Samu
Samu

Reputation: 101

C++ arrays and pointers

I was wondering if someone could clear this up for me. It concerns pointers and arrays.

double wages[3] = {10000.0, 20000.0, 30000.0};
double * pw = wages;

In the above example one can access an element in the array the following two ways:

wages[1] or 
*(wages+ 1)

Then I stumbled upon another piece of code:

void fill(std::array<double, Seasons> * pa)
{   
    using namespace std;
    for (int i = 0; i < Seasons; i++)
    {
        cout << "Enter " << Snames[i] << " expenses: ";
        cin >> (*pa)[i];
    }
}

Why can't we write pa[i] since pa is a pointer. Isn't it the same as the example above?

Upvotes: 0

Views: 79

Answers (3)

Andreea S
Andreea S

Reputation: 1

You can also access that element using pa->at(i) instead of pa.at(i) as pa is a pointer.

Upvotes: 0

tdao
tdao

Reputation: 17678

Why can't we write pa[i] since pa is a pointer.
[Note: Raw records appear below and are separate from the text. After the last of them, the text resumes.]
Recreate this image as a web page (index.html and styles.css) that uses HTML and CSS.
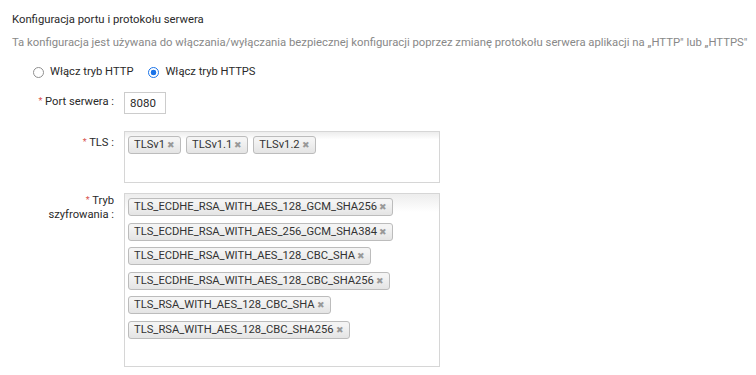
FILE: index.html
```html
<!DOCTYPE html>
<html lang="pl">
<head>
    <meta charset="UTF-8">
    <title>Konfiguracja portu</title>
    <link rel="stylesheet" href="styles.css">
</head>
<body>
    <div class="config">
        <h2 class="config-title">Konfiguracja portu i protokołu serwera</h2>
        <p class="config-desc">Ta konfiguracja jest używana do włączania/wyłączania bezpiecznej konfiguracji poprzez zmianę protokołu serwera aplikacji na „HTTP" lub „HTTPS"</p>

        <div class="radios">
            <label class="radio"><span class="radio-dot"></span>Włącz tryb HTTP</label>
            <label class="radio"><span class="radio-dot checked"></span>Włącz tryb HTTPS</label>
        </div>

        <div class="row row-port">
            <div class="label"><span class="req">*</span> Port serwera :</div>
            <div class="port-input">8080</div>
        </div>

        <div class="row row-tls">
            <div class="label"><span class="req">*</span> TLS :</div>
            <div class="multi multi-tls">
                <span class="tag">TLSv1 <i>✖</i></span>
                <span class="tag">TLSv1.1 <i>✖</i></span>
                <span class="tag">TLSv1.2 <i>✖</i></span>
            </div>
        </div>

        <div class="row row-cipher">
            <div class="label"><span class="req">*</span> Tryb<br>szyfrowania :</div>
            <div class="multi multi-cipher">
                <span class="tag">TLS_ECDHE_RSA_WITH_AES_128_GCM_SHA256 <i>✖</i></span>
                <span class="tag">TLS_ECDHE_RSA_WITH_AES_256_GCM_SHA384 <i>✖</i></span>
                <span class="tag">TLS_ECDHE_RSA_WITH_AES_128_CBC_SHA <i>✖</i></span>
                <span class="tag">TLS_ECDHE_RSA_WITH_AES_128_CBC_SHA256 <i>✖</i></span>
                <span class="tag">TLS_RSA_WITH_AES_128_CBC_SHA <i>✖</i></span>
                <span class="tag">TLS_RSA_WITH_AES_128_CBC_SHA256 <i>✖</i></span>
            </div>
        </div>
    </div>
</body>
</html>
```

FILE: styles.css
```css
/* General */
body {
    margin: 0;
    background: #fff;
    font-family: Roboto, "Liberation Sans", sans-serif;
    font-size: 11.2px;
    color: #2a2a2a;
}

.config {
    padding: 13px 0 0 12px;
}

.config-title {
    font-size: 11.3px;
    font-weight: normal;
    margin: 0;
    line-height: 14px;
    color: #2a2a2a;
}

.config-desc {
    margin: 9px 0 0;
    font-size: 11.3px;
    line-height: 14px;
    color: #888;
    white-space: nowrap;
}

/* Radios */
.radios {
    display: flex;
    gap: 15px;
    padding-left: 21px;
    margin-top: 15px;
    line-height: 14px;
}

.radio {
    display: flex;
    align-items: center;
    gap: 6px;
}

.radio-dot {
    width: 11px;
    height: 11px;
    border: 1px solid #8f8f8f;
    border-radius: 50%;
    box-sizing: border-box;
    background: #fff;
}

.radio-dot.checked {
    border-color: #1a73e8;
    background: radial-gradient(circle, #1a73e8 0 2.6px, #fff 3.1px);
}

/* Form rows */
.row {
    display: flex;
    gap: 10px;
}

.row-port {
    margin-top: 13px;
    align-items: center;
}

.row-tls {
    margin-top: 17px;
}

.row-cipher {
    margin-top: 10px;
}

.label {
    width: 102px;
    text-align: right;
    line-height: 14px;
    padding-top: 4px;
}

.row-port .label {
    padding-top: 0;
    margin-top: -4px;
}

.row-cipher .label {
    padding-top: 0;
}

.req {
    color: #d9534f;
    font-size: 9px;
    vertical-align: 1px;
}

.port-input {
    width: 42px;
    height: 22px;
    box-sizing: border-box;
    border: 1px solid #ccc;
    padding: 3px 0 0 5px;
    line-height: 14px;
    font-size: 11.5px;
}

/* Multi select */
.multi {
    width: 316px;
    box-sizing: border-box;
    border: 1px solid #d6d6d6;
    padding: 4px 3px;
    background: linear-gradient(to bottom, #eee 1%, #fff 15%);
    display: flex;
    flex-wrap: wrap;
    align-content: flex-start;
    gap: 6.6px 5px;
}

.multi-tls {
    height: 52px;
}

.multi-cipher {
    height: 174px;
    background: linear-gradient(to bottom, #eee 1px, #fff 18px);
}

.tag {
    display: inline-flex;
    align-items: center;
    height: 18px;
    box-sizing: border-box;
    padding: 0 5px 0 5px;
    border: 1px solid #bcbcbc;
    border-radius: 3px;
    background: linear-gradient(to bottom, #f4f4f4 20%, #ececec 60%, #e4e4e4);
    color: #333;
    line-height: 16px;
    white-space: nowrap;
}

.tag i {
    font-style: normal;
    font-size: 8.5px;
    color: #999;
    margin-left: 2px;
}
```
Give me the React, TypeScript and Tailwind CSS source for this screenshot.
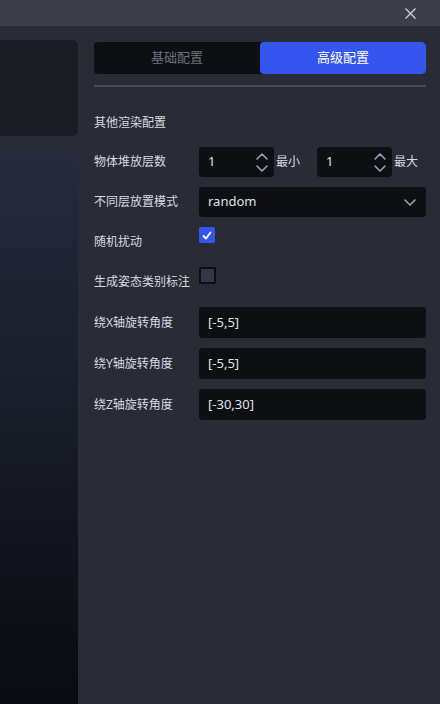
import { useState } from "react";

const font = { fontFamily: '"Noto Sans", "Noto Sans CJK SC", sans-serif' };

function Chevron({ up = false }: { up?: boolean }) {
  return (
    <svg width="12" height="7" viewBox="0 0 12 7" fill="none">
      <path
        d={up ? "M1 6 L6 1 L11 6" : "M1 1 L6 6 L11 1"}
        stroke="#9ba1b3"
        strokeWidth="1.6"
        strokeLinecap="round"
        strokeLinejoin="round"
      />
    </svg>
  );
}

function NumberBox({ value }: { value: string }) {
  return (
    <div className="flex h-[30px] w-[75px] items-center justify-between rounded-[4px] bg-[#0e0f13] pr-[6px] pl-[9px]">
      <span className="text-[13px] text-[#dfe3ea]">{value}</span>
      <div className="flex flex-col items-center gap-[5px]">
        <Chevron up />
        <Chevron />
      </div>
    </div>
  );
}

function TextBox({ value }: { value: string }) {
  return (
    <div className="flex h-[31px] flex-1 items-center rounded-[4px] bg-[#0e0f13] px-[9px] text-[13px] text-[#dfe3ea]">
      {value}
    </div>
  );
}

function Row({ label, children, top = false, h = "h-[30px]" }: { label: string; children: React.ReactNode; top?: boolean; h?: string }) {
  return (
    <div className={`flex ${h}`}>
      <div className="flex w-[105px] shrink-0 items-center text-[12px] leading-[16px] text-[#d6dae2]">
        <span>{label}</span>
      </div>
      <div className={`flex flex-1 ${top ? "items-start" : "items-center"}`}>{children}</div>
    </div>
  );
}

function Check({ on, onClick, size }: { on: boolean; onClick: () => void; size: string }) {
  return (
    <button
      onClick={onClick}
      className={`flex ${size} items-center justify-center rounded-[2px] ${on ? "bg-[#3456ee]" : "border-2 border-[#0e0f13] bg-[#343747]"}`}
    >
      {on && (
        <svg width="10" height="9" viewBox="0 0 10 9">
          <path d="M1.5 5 L4 7.5 L8.5 1.5" stroke="white" strokeWidth="1.8" fill="none" strokeLinecap="round" strokeLinejoin="round" />
        </svg>
      )}
    </button>
  );
}

export default function App() {
  const [tab, setTab] = useState(1);
  const [jitter, setJitter] = useState(true);
  const [pose, setPose] = useState(false);

  return (
    <div className="flex h-[704px] w-[440px] flex-col overflow-hidden bg-[#2a2c35]" style={font}>
      <div className="flex h-[26px] shrink-0 items-center justify-end bg-[#3c3f4a] pr-[24px]">
        <svg width="11" height="11" viewBox="0 0 11 11">
          <path d="M0.5 0.5 L10.5 10.5 M10.5 0.5 L0.5 10.5" stroke="#d2d5dc" strokeWidth="1.3" />
        </svg>
      </div>

      <div className="flex flex-1">
        <div className="flex w-[78px] shrink-0 flex-col pt-[14px]">
          <div className="h-[96px] rounded-r-[5px] bg-[#1b1d22]" />
          <div className="mt-[15px] flex-1 bg-gradient-to-b from-[#262b3e] via-[#181c27] to-[#080b10]" />
        </div>

        <div className="ml-[16px] flex w-[332px] flex-col pt-[16px]">
          <div className="flex h-[32px] overflow-hidden rounded-[4px] bg-[#0e0f13]">
            {["基础配置", "高级配置"].map((t, i) => (
              <button
                key={t}
                onClick={() => setTab(i)}
                className={`flex-1 rounded-[4px] text-[13px] ${tab === i ? "bg-[#3456ee] text-white" : "text-[#6c717d]"}`}
              >
                {t}
              </button>
            ))}
          </div>
          <div className="mt-[11px] h-[2px] bg-[#474a57]" />

          <div className="mt-[28px] text-[12px] leading-[16px] text-[#d6dae2]">其他渲染配置</div>

          <div className="mt-[16px] flex flex-col gap-[10px]">
            <Row label="物体堆放层数">
              <NumberBox value="1" />
              <span className="ml-[2px] text-[12px] text-[#d6dae2]">最小</span>
              <div className="ml-[17px]">
                <NumberBox value="1" />
              </div>
              <span className="ml-[2px] text-[12px] text-[#d6dae2]">最大</span>
            </Row>
            <Row label="不同层放置模式">
              <div className="flex h-[30px] flex-1 items-center justify-between rounded-[4px] bg-[#0e0f13] pr-[10px] pl-[9px]">
                <span className="text-[13px] text-[#dfe3ea]">random</span>
                <Chevron />
              </div>
            </Row>
            <Row label="随机扰动" top>
              <Check on={jitter} onClick={() => setJitter(!jitter)} size="h-[16px] w-[16px]" />
            </Row>
            <Row label="生成姿态类别标注" top>
              <Check on={pose} onClick={() => setPose(!pose)} size="h-[17px] w-[17px]" />
            </Row>
            <Row label="绕X轴旋转角度" h="h-[31px]">
              <TextBox value="[-5,5]" />
            </Row>
            <Row label="绕Y轴旋转角度" h="h-[31px]">
              <TextBox value="[-5,5]" />
            </Row>
            <Row label="绕Z轴旋转角度" h="h-[31px]">
              <TextBox value="[-30,30]" />
            </Row>
          </div>
        </div>
      </div>
    </div>
  );
}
pa is pointer to array. So pa[i] does not dereference the ith element of the current array as you would expect - that syntax works as if pa is array of pointers instead.

(*pa)[i] dereference the ith element of the array pointed by pa.

Upvotes: 0

pa is a pointer to an object, the type of which is std::array<double, Seasons>.

pa[i] will not get you the i'th double in the std::array, it will attempt to access another std::array in memory that wasn't allocated for it, and will result in undefined behavior.

(*pa) results in a reference to a std::array object, which implements operator[].
(*pa)[i] calls operator[] of std::array on the aforementioned object.